Rep. Michael Lawlor, D-East Haven, said Thursday at a press conference that this new legislation which will be introduced as a strike-most amendment does not infringe on the rights of citizens who engage in social networking online. 

“It focuses exclusively on sexual predators,” he said.

The legislation should have all the political bloggers in the state breathing a sigh of relief.

Speaker James Amann, D-Milford, said it only makes sense that Megan’s Law would be extended into cyberspace.

Lawlor said the legislation sets up a process for MySpace to contact the Connecticut State Police with the information that a sex offender is using their site. He said the state police can then get a court order to give them the name of the person from the suspected email address and investigate further.

MySpace.com, one of the largest online social networking sites, also supports the legislation.

Chief Security Officer for MySpace, Hemanshu Nigam, said his company has hired a team of engineers to develop software to identify registered sex offenders and this legislation will significantly expedite the process to keep them off the site.

John Cardillo of Sentinel, the company that created the software program for MySpace, said if a sex offender sets up an anonymous email account it can use over 100 criteria to identify them and determine if they’re a registered sex offender.
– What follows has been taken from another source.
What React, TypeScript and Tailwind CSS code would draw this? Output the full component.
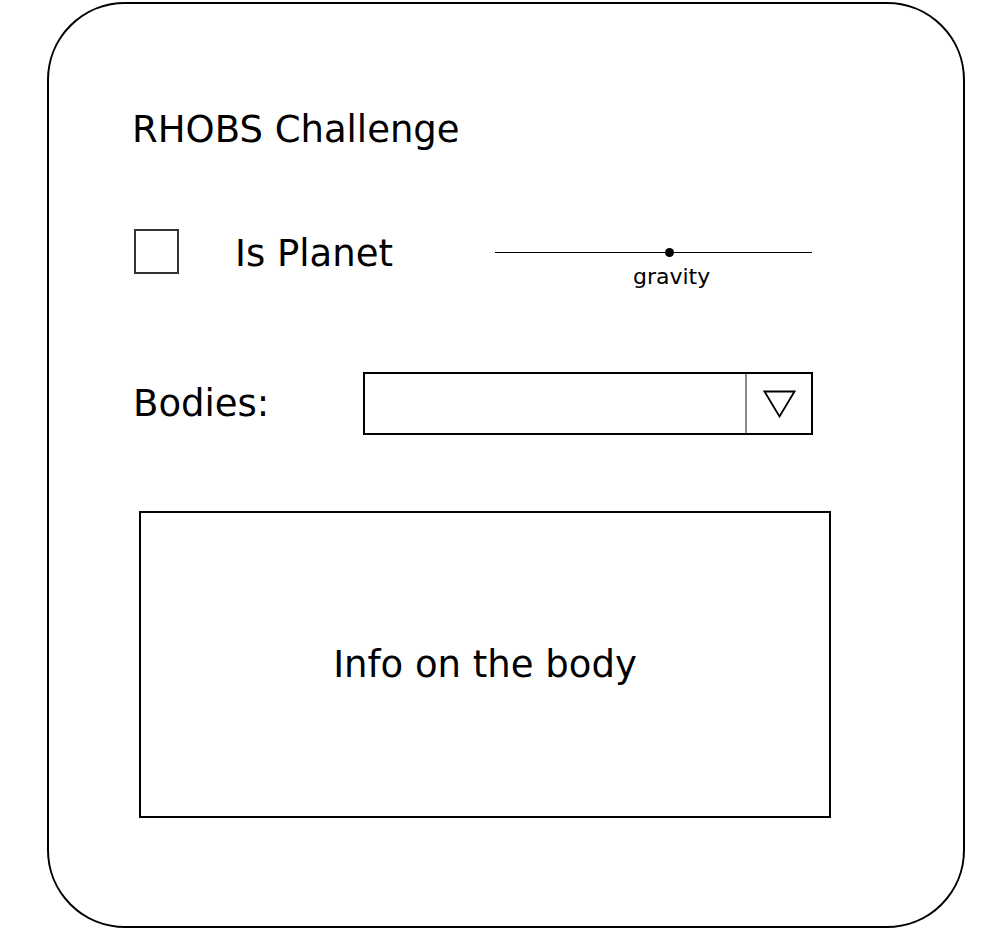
import React from 'react';

/* =======================
   WIREFRAME: RHOBS CHALLENGE
======================= */
const font = "font-['DejaVu_Sans',sans-serif]";

const App: React.FC = () => {
  return (
    <div className={`w-[991px] h-[938px] bg-white text-black ${font}`}>
      <div className="ml-[47px] mt-[2px] w-[918px] h-[926px] border-2 border-black rounded-[78px] pl-[83px] flex flex-col">

        {/* TITLE */}
        <h1 className="mt-[107px] text-[37px] leading-[37px] font-normal">
          RHOBS Challenge
        </h1>

        {/* CHECKBOX + SLIDER */}
        <div className="mt-[81px] flex items-start">
          <div className="ml-[2px] w-[45px] h-[45px] border-2 border-[#333]" />
          <span className="ml-[56px] mt-[6px] w-[260px] text-[37px] leading-[37px]">
            Is Planet
          </span>
          <Slider />
        </div>

        {/* BODIES SELECT */}
        <div className="mt-[84px] flex items-center h-[63px]">
          <span className="ml-[1px] w-[230px] text-[37px] leading-[37px]">Bodies:</span>
          <div className="w-[450px] h-[63px] border-2 border-black flex">
            <div className="flex-1" />
            <div className="w-[66px] h-full border-l-2 border-[#8a8a8a] flex items-center justify-center">
              <svg width="33" height="28" viewBox="0 0 33 28" fill="none">
                <path d="M1.5 1.5 H31.5 L16.5 26.5 Z" stroke="#000" strokeWidth="1.8" strokeLinejoin="miter" />
              </svg>
            </div>
          </div>
        </div>

        {/* INFO BOX */}
        <div className="mt-[76px] ml-[7px] w-[692px] h-[307px] border-2 border-black flex items-center justify-center">
          <span className="text-[37px] leading-[37px]">Info on the body</span>
        </div>
      </div>
    </div>
  );
};

export default App;

/* =======================
   SLIDER
======================= */
const Slider: React.FC = () => {
  return (
    <div className="mt-[23px] w-[317px] flex flex-col">
      <div className="relative h-px bg-black">
        <div className="absolute left-[170px] top-[-4px] w-[9px] h-[9px] rounded-full bg-black" />
      </div>
      <span className="mt-[13px] pl-[138px] text-[22px] leading-[22px]">gravity</span>
    </div>
  );
};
He said one of the criteria they can use is facial recognition. He said MySpace has an internal tool that compares facial recognition information to the photo provided in a MySpace profile.

He said the likelihood of misidentification is slim because the software only searches the database for registered sex offenders.

The legislation also makes it a class C felony with a prison term of up to 10 years, for any person that misrepresents their age to entice a minor on the Internet to engage in sexual activity. And it makes computer repairmen mandated reporters.

Nigam said Virgina, Kentucky, and Arizona have passed legislation already and similar legislation is pending in 13 other states.

But Blumenthal is still hooked on mandating social networking sites to use age verification software.

“I have strongly supported the proposal to require convicted sex offenders to register email addresses and other Internet information with the state,” Blumenthal said in a press release this afternoon.

“This step would be historic – but this one step alone is insufficient. Many predators have never been convicted of any sexual offense, and many more use aliases and fake information. Against this threat, we need age verification, identity checks and other measures to protect children on social networking sites,” Blumenthal said.

But both Nigam and Cardillo said that there’s no viable age verification software available in the marketplace.